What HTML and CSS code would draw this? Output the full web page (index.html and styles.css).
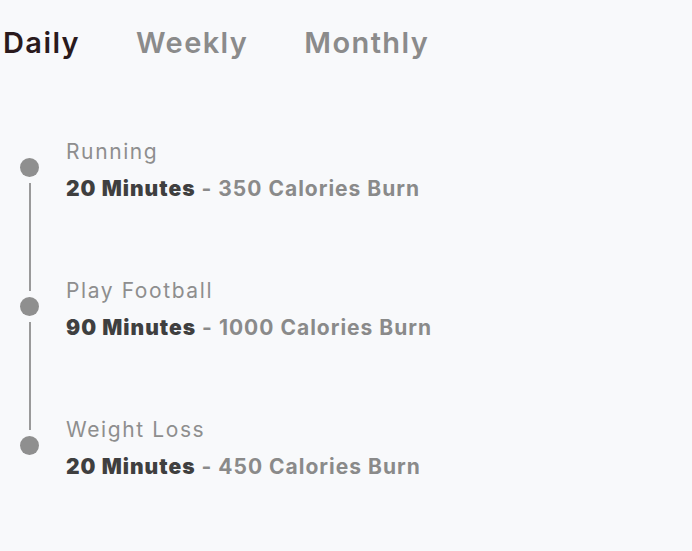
FILE: index.html
```html
<!DOCTYPE html>
<html>
<head>
<meta charset="utf-8">
<link rel="stylesheet" href="styles.css">
</head>
<body>
<div class="page">
  <nav class="tabs">
    <span class="tab active">Daily</span>
    <span class="tab">Weekly</span>
    <span class="tab">Monthly</span>
  </nav>
  <div class="timeline">
    <div class="item first">
      <div class="rail"><span class="seg top"></span><span class="dot"></span><span class="seg bottom"></span></div>
      <div class="text">
        <div class="name">Running</div>
        <div class="detail"><strong>20 Minutes</strong> - 350 Calories Burn</div>
      </div>
    </div>
    <div class="item">
      <div class="rail"><span class="seg top"></span><span class="dot"></span><span class="seg bottom"></span></div>
      <div class="text">
        <div class="name">Play Football</div>
        <div class="detail"><strong>90 Minutes</strong> - 1000 Calories Burn</div>
      </div>
    </div>
    <div class="item last">
      <div class="rail"><span class="seg top"></span><span class="dot"></span><span class="seg bottom"></span></div>
      <div class="text">
        <div class="name">Weight Loss</div>
        <div class="detail"><strong>20 Minutes</strong> - 450 Calories Burn</div>
      </div>
    </div>
  </div>
</div>
</body>
</html>
```
FILE: styles.css
```css
* { box-sizing: border-box; }
html, body { margin: 0; padding: 0; background: #f8f9fb; }
body { font-family: Inter, "Noto Sans", sans-serif; }
.page { padding: 22px 0 0 3px; width: 692px; height: 551px; }
.tabs { display: flex; gap: 56px; height: 40px; align-items: center; }
.tab { font-size: 29px; font-weight: 600; color: #8b8b8b; letter-spacing: 1.4px; }
.tab.active { color: #2a1a1d; }
.timeline { margin-top: 78px; display: flex; flex-direction: column; }
.item { display: flex; height: 139px; }
.rail { width: 53px; display: flex; flex-direction: column; align-items: center; }
.seg { width: 2px; background: #9a9a9a; }
.seg.top { height: 12px; margin-bottom: 6px; }
.seg.bottom { flex: 1; margin-top: 6px; }
.first .seg.top, .last .seg.bottom { visibility: hidden; }
.dot { width: 19px; height: 19px; border-radius: 50%; background: #8f8f8f; flex: none; }
.text { padding-left: 10px; }
.name { font-size: 21px; line-height: 24px; color: #8e8e8e; letter-spacing: 1.6px; }
.detail { margin-top: 13px; font-size: 21px; line-height: 24px; font-weight: 700; color: #8a8a8a; letter-spacing: 1px; }
.detail strong { color: #3f3f3f; }
```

────────────────

→ **WHAT YOU WILL DO**:
Which lines include "styles"? Copy each of them out.

→ **SOLUTION**:
What HTML and CSS code would draw this? Output the full web page (index.html and styles.css).
<link rel="stylesheet" href="styles.css">
FILE: styles.css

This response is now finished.